A beer garden doesn’t get much action now but, in its heyday, bands would play to a packed pub where punters queued three deep at the bar.
Two beady-eyed fish attached to the wall keep a lookout, although no one is sure of their heritage, hotel manager Kelly Maher said.
“We tried to take them down one day but people went up in arms.”
Ms Maher said the appeal of the venue is its atmosphere.
“Everyone’s pretty cool and Mossman is a family-orientated town where everyone watches out for everybody else,” she said.
“The clientele are well behaved up here because they know if they stuff up in one pub, they’re banned from them all.”
Oddly, the pub is at its busiest late on a Saturday morning, but this is when long-time local Marty Harris holds his fundraising raffles for the rugby league juniors, and has done so for 30 years.
He is recognised for his ongoing dedication with a Douglas Shire plaque of achievement on the wall.
Like any small cane growing town, the fortunes of its residents and the local pubs are linked to the fortunes of the mill and success of the crushing season.
Ex-mill worker “John”, who wants to remain anonymous, came here in 1957 for a two‑year stint and never left.
He remembers the villainy that went on, when cane cutters would cut out the middle of a block before the cane inspector came around.
“People would come from all around the world. I got friendly with some Spaniards who would do the season and then go home. They wouldn’t have to work for the rest of the year because the exchange rate was so good.”

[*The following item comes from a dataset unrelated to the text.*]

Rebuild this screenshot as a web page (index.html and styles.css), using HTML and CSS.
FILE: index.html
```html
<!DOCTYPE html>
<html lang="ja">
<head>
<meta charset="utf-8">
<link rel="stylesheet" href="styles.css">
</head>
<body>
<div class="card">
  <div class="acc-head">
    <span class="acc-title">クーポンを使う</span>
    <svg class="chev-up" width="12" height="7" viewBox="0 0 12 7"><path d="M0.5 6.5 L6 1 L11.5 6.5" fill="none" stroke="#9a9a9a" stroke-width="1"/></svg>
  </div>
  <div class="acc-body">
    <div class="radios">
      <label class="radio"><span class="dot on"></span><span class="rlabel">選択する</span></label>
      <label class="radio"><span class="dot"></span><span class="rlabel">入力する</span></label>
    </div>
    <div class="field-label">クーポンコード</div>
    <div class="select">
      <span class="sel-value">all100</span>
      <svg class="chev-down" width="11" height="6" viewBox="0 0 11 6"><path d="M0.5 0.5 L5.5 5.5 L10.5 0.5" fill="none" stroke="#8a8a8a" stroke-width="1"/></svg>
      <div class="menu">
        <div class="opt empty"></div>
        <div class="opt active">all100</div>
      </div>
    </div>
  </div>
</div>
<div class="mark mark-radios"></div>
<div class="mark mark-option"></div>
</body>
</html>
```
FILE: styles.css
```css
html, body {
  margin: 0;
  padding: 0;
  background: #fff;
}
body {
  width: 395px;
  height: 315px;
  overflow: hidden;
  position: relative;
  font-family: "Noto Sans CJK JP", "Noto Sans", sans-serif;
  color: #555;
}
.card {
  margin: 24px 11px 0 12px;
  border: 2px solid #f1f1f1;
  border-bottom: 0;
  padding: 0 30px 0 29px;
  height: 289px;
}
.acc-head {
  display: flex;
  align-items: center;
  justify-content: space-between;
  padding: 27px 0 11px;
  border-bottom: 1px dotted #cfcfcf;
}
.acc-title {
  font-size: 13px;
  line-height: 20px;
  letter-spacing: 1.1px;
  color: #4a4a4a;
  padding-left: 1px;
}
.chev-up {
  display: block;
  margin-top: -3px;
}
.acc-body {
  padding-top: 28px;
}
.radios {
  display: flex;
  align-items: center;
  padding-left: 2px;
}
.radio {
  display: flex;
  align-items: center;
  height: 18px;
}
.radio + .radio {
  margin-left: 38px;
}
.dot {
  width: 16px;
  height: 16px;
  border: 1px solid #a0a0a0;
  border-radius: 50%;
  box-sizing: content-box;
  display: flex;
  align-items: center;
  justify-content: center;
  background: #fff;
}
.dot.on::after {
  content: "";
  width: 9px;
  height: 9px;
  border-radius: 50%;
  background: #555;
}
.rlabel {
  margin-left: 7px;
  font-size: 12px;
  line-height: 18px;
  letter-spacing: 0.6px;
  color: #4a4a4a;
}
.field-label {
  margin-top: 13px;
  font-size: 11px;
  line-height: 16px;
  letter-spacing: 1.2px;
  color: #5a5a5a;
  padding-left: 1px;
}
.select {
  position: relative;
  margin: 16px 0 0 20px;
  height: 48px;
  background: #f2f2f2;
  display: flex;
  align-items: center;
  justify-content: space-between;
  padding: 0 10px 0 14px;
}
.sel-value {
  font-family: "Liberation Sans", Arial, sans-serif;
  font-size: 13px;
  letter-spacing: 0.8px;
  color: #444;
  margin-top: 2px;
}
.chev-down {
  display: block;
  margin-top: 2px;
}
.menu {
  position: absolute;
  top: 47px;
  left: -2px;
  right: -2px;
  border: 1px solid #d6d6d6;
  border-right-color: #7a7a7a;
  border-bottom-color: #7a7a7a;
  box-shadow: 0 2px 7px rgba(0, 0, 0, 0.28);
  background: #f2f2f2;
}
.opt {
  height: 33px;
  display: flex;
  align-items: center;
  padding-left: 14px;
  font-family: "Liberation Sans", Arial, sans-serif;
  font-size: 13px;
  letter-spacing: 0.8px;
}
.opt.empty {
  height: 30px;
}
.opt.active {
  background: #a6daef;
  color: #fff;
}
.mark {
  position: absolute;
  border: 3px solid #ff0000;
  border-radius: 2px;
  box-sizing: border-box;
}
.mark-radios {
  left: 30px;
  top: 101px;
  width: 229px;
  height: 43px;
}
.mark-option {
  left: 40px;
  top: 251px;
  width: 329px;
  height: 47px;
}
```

Born and bred Mossmanite Steve Santarossa is elusive about how long he has frequented the hotel but, in order to keep it legal, calls it “about 34 years”.
“Not much has changed since I’ve been coming here.”
Facts:
- George Augustus Frederick Elphinstone Dalrymple named the Mosman River (later changed to Mossman) after Hugh Mosman in 1873, while looking for a port for the goldfields.

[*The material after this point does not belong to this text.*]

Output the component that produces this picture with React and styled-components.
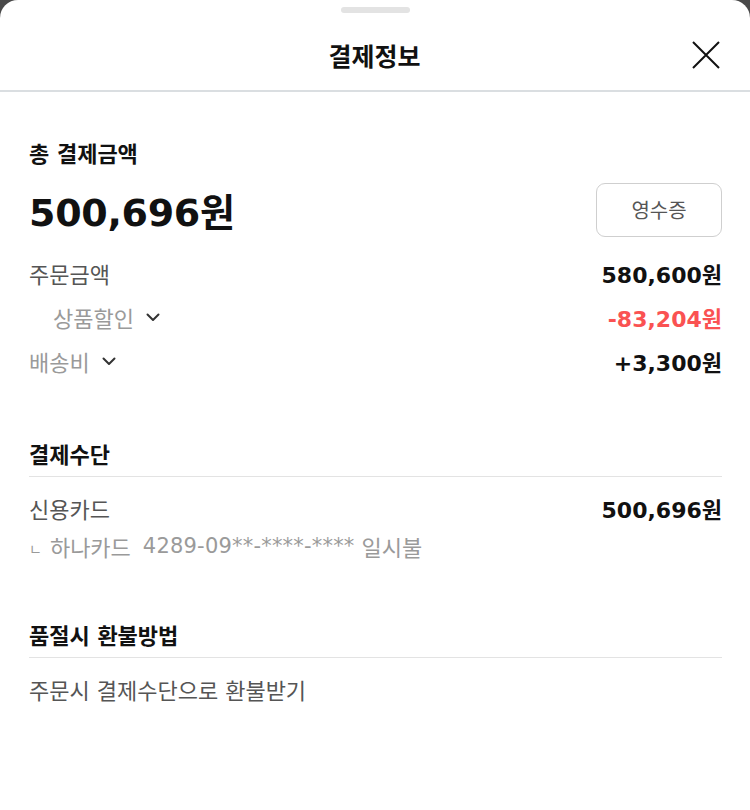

- The Post Office Hotel was established in 1929 and still has the original green tiles on its exterior.
- In 1942, during WWII, a bomb was dropped by the Japanese on the Zullo farm, north of Mossman. A monument marks the spot.
- The area has had a strong agricultural industry since its founding and can thank Chinese labourers for planting and harvesting the first sugar cane.
- The last year that cane was cut by hand was 1978.
- Before renovation, the TAB wall used to divide the main bar from the Ladies’ Lounge, as women were not allowed in the front bar.